Insurance Considerations

When refinancing, the existing home insurance policy usually has a clause assigning the beneficiary rights to the original bank. Upon refinancing, this must be updated.

If switching banks (subrogation), the borrower must cancel the insurance linked to the old bank and subscribe to a new one or update the beneficiary on their independent policy. Banks cannot legally force a borrower to take their insurance, but they can offer a better interest rate if the borrower does so. It is often possible to present an external insurance policy to the bank, provided it meets the bank’s coverage requirements.

Steps to Refinance

  1. Review Current Mortgage: Check the current interest rate, remaining capital, and early repayment fees.
  2. Market Research: Compare offers from other banks and check current Euribor rates.
  3. Application: Submit income documents and ID to selected lenders.
  4. Appraisal: Pay for a tasación of the property.
  5. Binding Offer (FEIN): Receive the formal offer from the bank.
  6. Cooling-off Period: Wait the mandatory 10 days.
  7. Notary Visit: Attend the pre-signing transparency act.
  8. Signing: Sign the new deed (Escritura) at the notary.
  9. Registration: The gestoría registers the new charge at the Land Registry.

FAQ

Frequently Asked Questions

It means changing your current mortgage terms with your bank (novación) or moving the mortgage to a new lender (subrogación) to get a better rate, different structure, or extra capital.

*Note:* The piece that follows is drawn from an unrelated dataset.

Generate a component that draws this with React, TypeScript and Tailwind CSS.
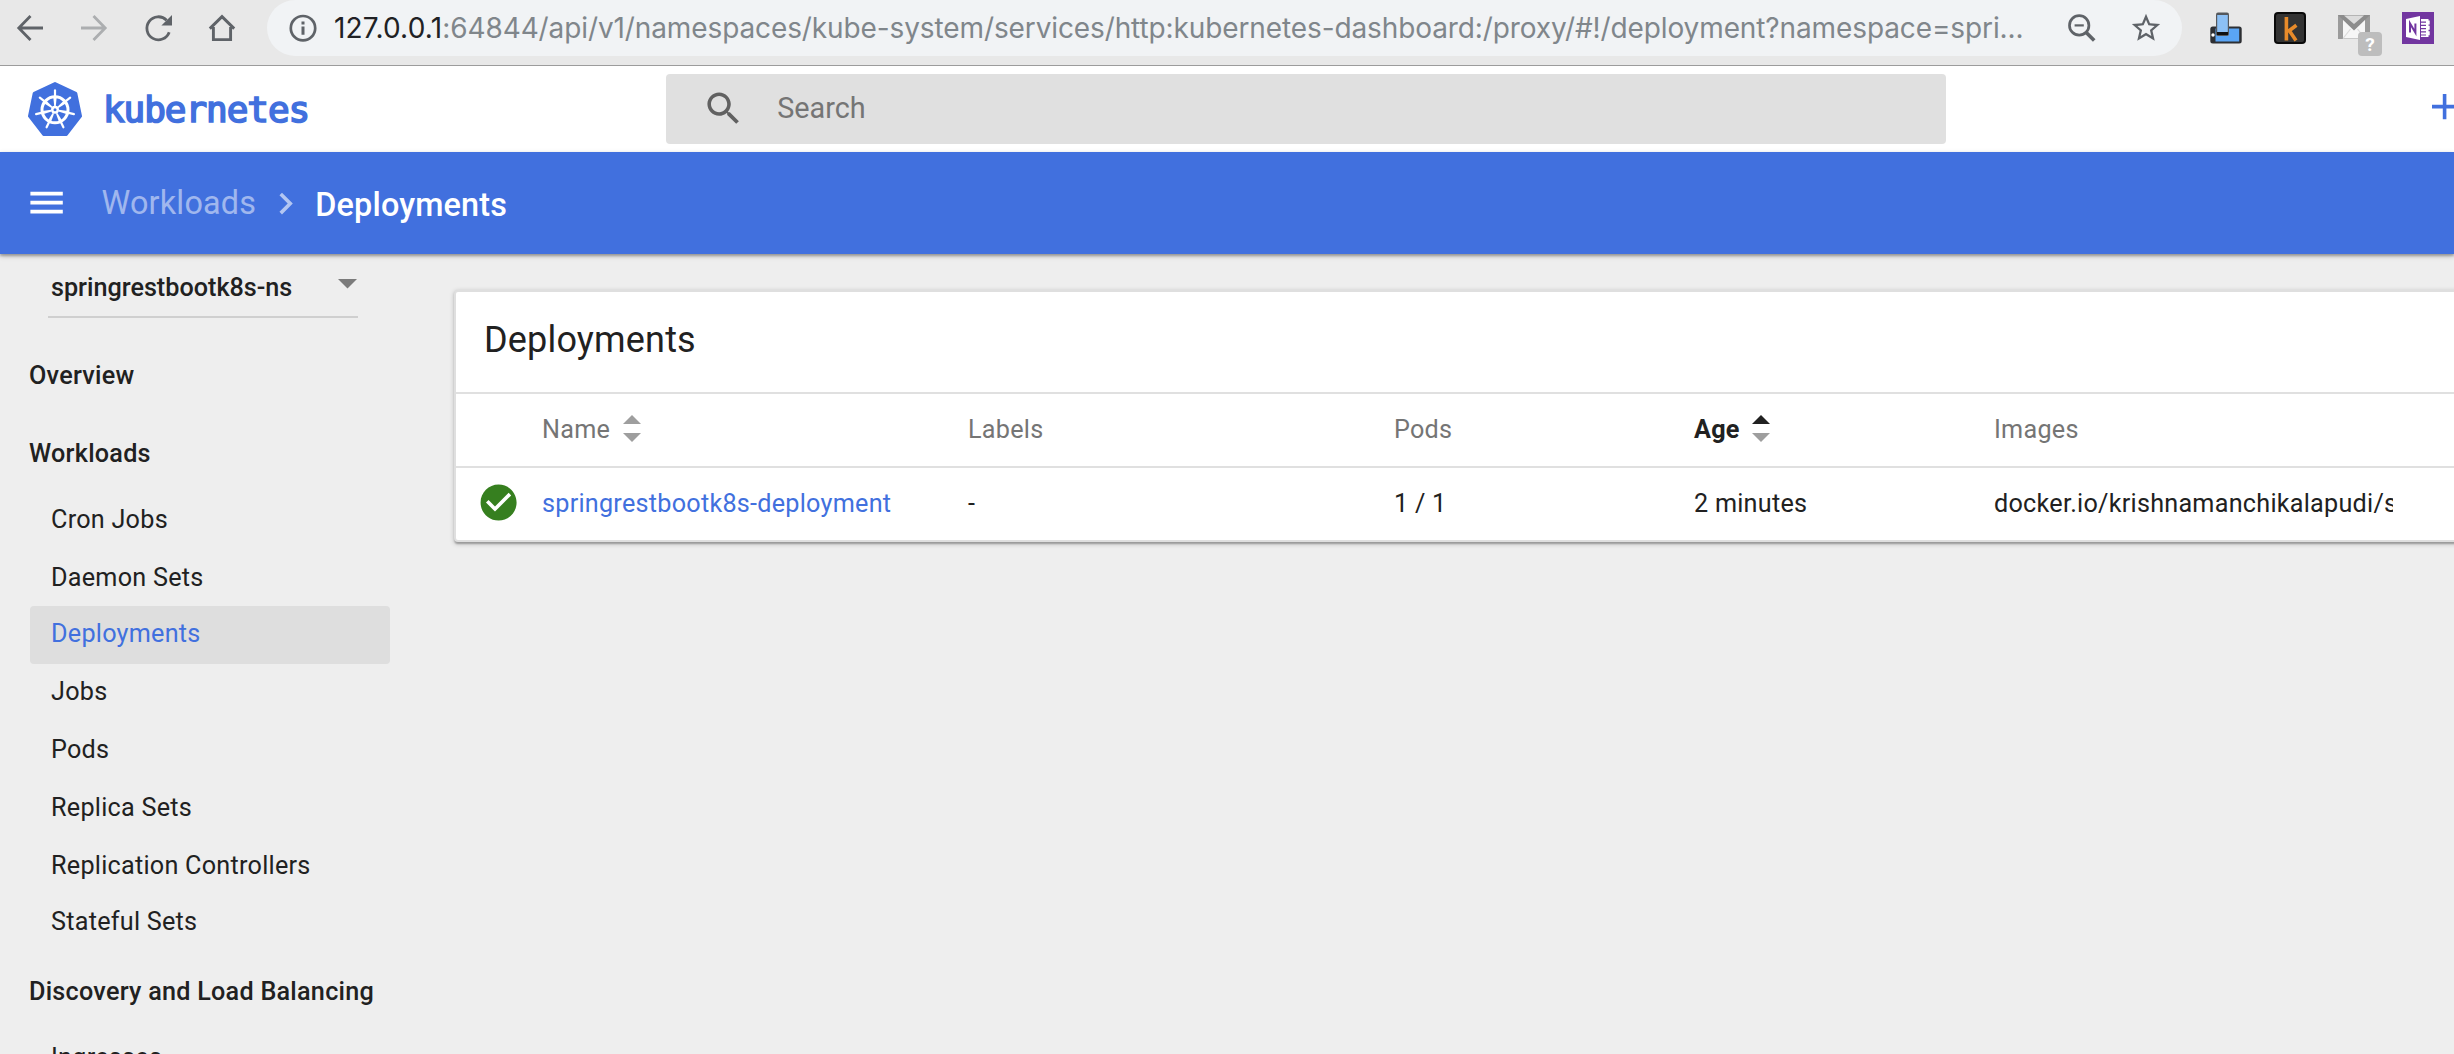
import type { ReactNode } from "react";

const URL_REST =
  ":64844/api/v1/namespaces/kube-system/services/http:kubernetes-dashboard:/proxy/#!/deployment?namespace=spri...";

function Arrow({ flip, color }: { flip?: boolean; color: string }) {
  return (
    <svg viewBox="0 0 32 32" className={`size-8 shrink-0 ${flip ? "-scale-x-100" : ""} ${color}`} fill="none" stroke="currentColor" strokeWidth="2.8">
      <path d="M29 16H5M16.5 4 4.8 16l11.7 12" />
    </svg>
  );
}

function Reload() {
  return (
    <svg viewBox="0 0 32 32" className="size-8 shrink-0 text-[#5f6368]" fill="none" stroke="currentColor" strokeWidth="2.8">
      <path d="M27.2 20.2A11.5 11.5 0 1 1 24.6 8.2" />
      <path d="M30 3v10.6H19.4z" fill="currentColor" stroke="none" />
    </svg>
  );
}

function Home() {
  return (
    <svg viewBox="0 0 32 32" className="size-8 shrink-0 text-[#5f6368]" fill="none" stroke="currentColor" strokeWidth="2.9">
      <path d="M3.8 16.6 16 4.6l12.2 12M7.4 15v12.6h17.2V15" />
    </svg>
  );
}

function Info() {
  return (
    <svg viewBox="0 0 32 32" className="size-8 shrink-0 text-[#5f6368]" fill="none" stroke="currentColor" strokeWidth="2.7">
      <circle cx="16" cy="16.2" r="12.2" />
      <path d="M16 14.6v8.2M16 9.6v3" strokeWidth="3" />
    </svg>
  );
}

function ZoomOut() {
  return (
    <svg viewBox="0 0 32 32" className="size-8 shrink-0 text-[#5f6368]" fill="none" stroke="currentColor" strokeWidth="2.7">
      <circle cx="13.2" cy="13.4" r="9.7" />
      <path d="M8.6 13.4h9.2" strokeWidth="2.2" />
      <path d="m20.2 20.4 8 8" strokeWidth="3.6" />
    </svg>
  );
}

function Star() {
  return (
    <svg viewBox="0 0 24 24" className="-mx-px size-[34px] shrink-0 text-[#5f6368]" fill="currentColor">
      <path d="m22 9.24-7.19-.62L12 2 9.19 8.63 2 9.24l5.46 4.73L5.82 21 12 17.27 18.18 21l-1.63-7.03zM12 15.4l-3.76 2.27 1-4.28-3.32-2.88 4.38-.38L12 6.1l1.71 4.04 4.38.38-3.32 2.88 1 4.28z" />
    </svg>
  );
}

function DevicesExtension() {
  return (
    <svg viewBox="0 0 32 32" className="size-8 shrink-0">
      <rect x="0.3" y="14.5" width="31.4" height="17" rx="2.5" fill="#2d2f33" />
      <rect x="5.5" y="16.5" width="23.7" height="13" fill="#5aa5f5" />
      <circle cx="3" cy="23" r="1.7" fill="#fff" />
      <rect x="6" y="0.5" width="13" height="23.5" rx="2" fill="#55585c" />
      <rect x="7.2" y="3" width="10.6" height="17" fill="#8cc0f5" />
      <rect x="7" y="20" width="11" height="3" fill="#111" />
    </svg>
  );
}

function KExtension() {
  return (
    <svg viewBox="0 0 32 32" className="size-8 shrink-0">
      <rect width="32" height="32" rx="4" fill="#0a0a0a" />
      <rect x="2" y="2" width="28" height="28" rx="2" fill="#333" />
      <path d="M12.4 5v23.5M22.4 13.2l-8.6 6.6M15.2 18.4l6.8 10" stroke="#e88b2a" strokeWidth="3.6" fill="none" />
    </svg>
  );
}

function MailExtension() {
  return (
    <div className="relative size-8 shrink-0">
      <svg viewBox="0 0 32 32" className="size-8">
        <rect y="3" width="32" height="24" fill="#9b9b9b" />
        <rect x="5" y="5" width="22" height="21.5" fill="#f6f6f6" />
        <path d="M5 26.5 12.5 17M27 26.5 19.5 17" stroke="#dadada" strokeWidth="1.2" />
        <path d="M0 3h32l-3 3-13 12.5L3 6z" fill="#8c8c8c" />
        <path d="M6 3.5h20L16 12z" fill="#dcdcdc" />
      </svg>
      <span className="absolute top-5 left-5 flex size-6 items-center justify-center rounded-[4px] bg-[#bdbdbd] font-['Roboto',sans-serif] text-[19px] leading-none font-bold text-white">
        ?
      </span>
    </div>
  );
}

function NotesExtension() {
  return (
    <svg viewBox="0 0 32 32" className="size-8 shrink-0">
      <rect width="32" height="32" fill="#7236a0" />
      <path d="M4 7 18 4v24L4 25z" fill="#fff" />
      <path d="M19 7h7.5v18H19z" fill="#fff" />
      <path d="M19 10.2h5M19 13.4h5M19 16.6h5M19 19.8h5M19 23h5" stroke="#7236a0" strokeWidth="1.2" />
      <path d="M26.2 8.4v15.2" stroke="#fff" strokeWidth="3" strokeDasharray="4 1.4" />
      <path d="M8 20.6v-9.2l5.4 9.2v-9.2" stroke="#7236a0" strokeWidth="2" fill="none" />
    </svg>
  );
}

function KubernetesLogo() {
  const angles = [0, 1, 2, 3, 4, 5, 6].map((i) => (i * 360) / 7);
  return (
    <svg viewBox="0 0 54 54" className="size-[54px] shrink-0">
      <path
        d="M27 1.6 47.8 11.4 52.5 34 38.4 52.4H15.6L1.5 34 6.2 11.4z"
        fill="#4170de"
        stroke="#4170de"
        strokeWidth="3"
        strokeLinejoin="round"
      />
      <g stroke="#fff" fill="none">
        <circle cx="27" cy="27.8" r="13" strokeWidth="3" />
        {angles.map((a) => (
          <g key={a} transform={`rotate(${a} 27 27.8)`}>
            <path d="M27 14.8V8.4" strokeWidth="2.2" strokeLinecap="round" />
            <path d="M25.3 15 26.2 24h1.6L28.7 15z" fill="#fff" stroke="none" />
          </g>
        ))}
        <circle cx="27" cy="27.8" r="4" fill="#fff" stroke="none" />
        <circle cx="27" cy="27.8" r="1.5" fill="#4170de" stroke="none" />
      </g>
    </svg>
  );
}

function Material({ d, className }: { d: string; className: string }) {
  return (
    <svg viewBox="0 0 24 24" fill="currentColor" className={`size-[43.2px] shrink-0 ${className}`}>
      <path d={d} />
    </svg>
  );
}

function SortArrows({ up }: { up: string }) {
  return (
    <svg viewBox="0 0 18 27" className="mb-[3px] h-[27px] w-[18px]">
      <path d="M0 9 9 0l9 9z" fill={up} />
      <path d="M0 18h18l-9 9z" fill="#9e9e9e" />
    </svg>
  );
}

function BrowserBar() {
  return (
    <div className="flex h-[66px] shrink-0 items-start border-b border-[#9c9c9c] bg-[#e8e8e8] pl-[14px]">
      <div className="flex h-14 items-center gap-8">
        <Arrow color="text-[#5f6368]" />
        <Arrow flip color="text-[#acaeb0]" />
        <Reload />
        <Home />
      </div>
      <div className="ml-[29px] flex h-14 w-[1915px] items-center rounded-full bg-[#f1f3f5] px-5">
        <Info />
        <p className="ml-[15px] flex-1 font-['Inter',sans-serif] text-[28px] whitespace-nowrap text-[#80868b]">
          <span className="tracking-[0.2px] text-[#202124]">127.0.0.1</span>
          <span className="tracking-[-0.11px]">{URL_REST}</span>
        </p>
        <div className="flex items-center gap-8">
          <ZoomOut />
          <Star />
        </div>
      </div>
      <div className="ml-7 flex h-14 items-center gap-8">
        <DevicesExtension />
        <KExtension />
        <MailExtension />
        <NotesExtension />
      </div>
    </div>
  );
}

function Header() {
  return (
    <header className="flex h-[86px] shrink-0 items-center bg-white">
      <div className="flex w-[666px] shrink-0 items-center pl-7">
        <KubernetesLogo />
        <span className="ml-[21px] pt-[2px] font-['DejaVu_Sans_Mono',monospace] text-[36px] leading-[42px] tracking-[-1.05px] text-[#4170de] [-webkit-text-stroke:1.7px_#4170de]">
          kubernetes
        </span>
      </div>
      <div className="flex h-[70px] w-[1280px] shrink-0 items-center rounded bg-[#e0e0e0] pl-[36px]">
        <Material
          className="mb-px text-[#616161]"
          d="M15.5 14h-.79l-.28-.27C15.41 12.59 16 11.11 16 9.5 16 5.91 13.09 3 9.5 3S3 5.91 3 9.5 5.91 16 9.5 16c1.61 0 3.09-.59 4.23-1.57l.27.28v.79l5 4.99L20.49 19zm-6 0C7.01 14 5 11.99 5 9.5S7.01 5 9.5 5 14 7.01 14 9.5 11.99 14 9.5 14z"
        />
        <span className="mb-0.5 ml-8 text-[28.8px] leading-none text-[#757575]">Search</span>
      </div>
      <Material className="mb-[5px] ml-[477px] text-[#4170de]" d="M19 13h-6v6h-2v-6H5v-2h6V5h2v6h6z" />
    </header>
  );
}

function Breadcrumbs() {
  return (
    <div className="relative z-10 flex h-[102px] shrink-0 items-center bg-[#4170de] pl-[25.4px] text-[32.4px] leading-none tracking-[0.005em] text-white shadow-[0_2px_5px_rgba(0,0,0,0.26),0_2px_2px_rgba(0,0,0,0.2)]">
      <Material className="" d="M3 18h18v-2H3v2zm0-5h18v-2H3v2zm0-7v2h18V6H3z" />
      <span className="mt-px ml-[33px] text-white/50">Workloads</span>
      <Material className="mt-[2px] ml-[8px] text-white/60" d="M10 6 8.59 7.41 13.17 12l-4.58 4.59L10 18l6-6z" />
      <span className="mt-1 ml-[8px] font-medium">Deployments</span>
    </div>
  );
}

function Group({ className, children }: { className: string; children: ReactNode }) {
  return (
    <div className={`h-[58px] pt-[11px] pl-[29px] font-medium leading-[34px] whitespace-nowrap ${className}`}>{children}</div>
  );
}

function Item({ children, active, short }: { children: ReactNode; active?: boolean; short?: boolean }) {
  return (
    <div
      className={`ml-[30px] w-[360px] rounded pt-[11px] pl-[21px] leading-[34px] whitespace-nowrap ${short ? "h-14" : "h-[58px]"} ${
        active ? "bg-[#dedede] text-[#4170de]" : ""
      }`}
    >
      {children}
    </div>
  );
}

function Sidebar() {
  return (
    <nav className="w-[454px] shrink-0 pt-[17px] tracking-[0.01em]">
      <div className="ml-12 flex h-[47px] w-[310px] items-start justify-between border-b-2 border-[#cfcfcf] pl-[3px] leading-[34px] font-medium tracking-normal">
        springrestbootk8s-ns
        <svg viewBox="0 0 20 10" className="mt-[8px] h-[10px] w-5 text-[#7b7b7b]" fill="currentColor">
          <path d="M0 0h19l-9.5 9.6z" />
        </svg>
      </div>
      <Group className="mt-[30px]">Overview</Group>
      <Group className="mt-5">Workloads</Group>
      <div className="mt-2">
        <Item>Cron Jobs</Item>
        <Item short>Daemon Sets</Item>
        <Item active>Deployments</Item>
        <Item>Jobs</Item>
        <Item>Pods</Item>
        <Item>Replica Sets</Item>
        <Item short>Replication Controllers</Item>
        <Item>Stateful Sets</Item>
      </div>
      <Group className="mt-3">Discovery and Load Balancing</Group>
      <div className="mt-2">
        <Item>Ingresses</Item>
      </div>
    </nav>
  );
}

function DeploymentsCard() {
  const columns = "grid grid-cols-[86px_426px_426px_300px_300px_399px] items-center";
  return (
    <section className="mt-9 h-[252px] w-[2100px] shrink-0 rounded border-2 border-[#dfdfdf] bg-white tracking-[0.01em] shadow-[0_1.8px_5.4px_rgba(0,0,0,0.2),0_1.8px_1.8px_rgba(0,0,0,0.14),0_3.6px_1.8px_-1.8px_rgba(0,0,0,0.12)]">
      <h1 className="flex h-[102px] items-center border-b-2 border-[#e0e0e0] pb-1 pl-[28px] text-[36px] leading-none tracking-[0.005em]">
        Deployments
      </h1>
      <div className={`h-[74px] border-b-2 border-[#e0e0e0] text-[#757575] ${columns}`}>
        <span />
        <span className="flex items-center gap-[12.5px]">
          Name
          <SortArrows up="#9e9e9e" />
        </span>
        <span>Labels</span>
        <span>Pods</span>
        <span className="flex items-center gap-3 font-bold text-[#212121]">
          Age
          <SortArrows up="#212121" />
        </span>
        <span>Images</span>
      </div>
      <div className={`h-[72px] ${columns}`}>
        <Material
          className="mb-[3px] ml-[21px] text-[#367f1f]"
          d="M12 2C6.48 2 2 6.48 2 12s4.48 10 10 10 10-4.48 10-10S17.52 2 12 2zm-2 15-5-5 1.41-1.41L10 14.17l7.59-7.59L19 8z"
        />
        <a className="text-[#4170de]">springrestbootk8s-deployment</a>
        <span>-</span>
        <span>1 / 1</span>
        <span>2 minutes</span>
        <span className="overflow-hidden whitespace-nowrap">docker.io/krishnamanchikalapudi/springrestbootk8s</span>
      </div>
    </section>
  );
}

export default function App() {
  return (
    <div className="flex h-[1054px] w-full flex-col overflow-hidden bg-[#eee] font-['Roboto',sans-serif] text-[25.2px] text-[#212121]">
      <BrowserBar />
      <Header />
      <Breadcrumbs />
      <div className="flex min-h-0 flex-1 items-start overflow-hidden">
        <Sidebar />
        <DeploymentsCard />
      </div>
    </div>
  );
}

Novación modifies the loan with the same bank and keeps the existing mortgage deed, while subrogación transfers the debt to a new bank that repays the old lender and issues new conditions.

Common costs include the appraisal (tasación) and notary-related steps depending on the route, plus any early repayment compensation capped under Ley 5/2019. TAE is the key figure for total cost comparison.

It requires standardized disclosure (FEIN and FiAE), a mandatory 10-day cooling-off period (14 in Catalonia), and a notary meeting to confirm you understand the terms before signing.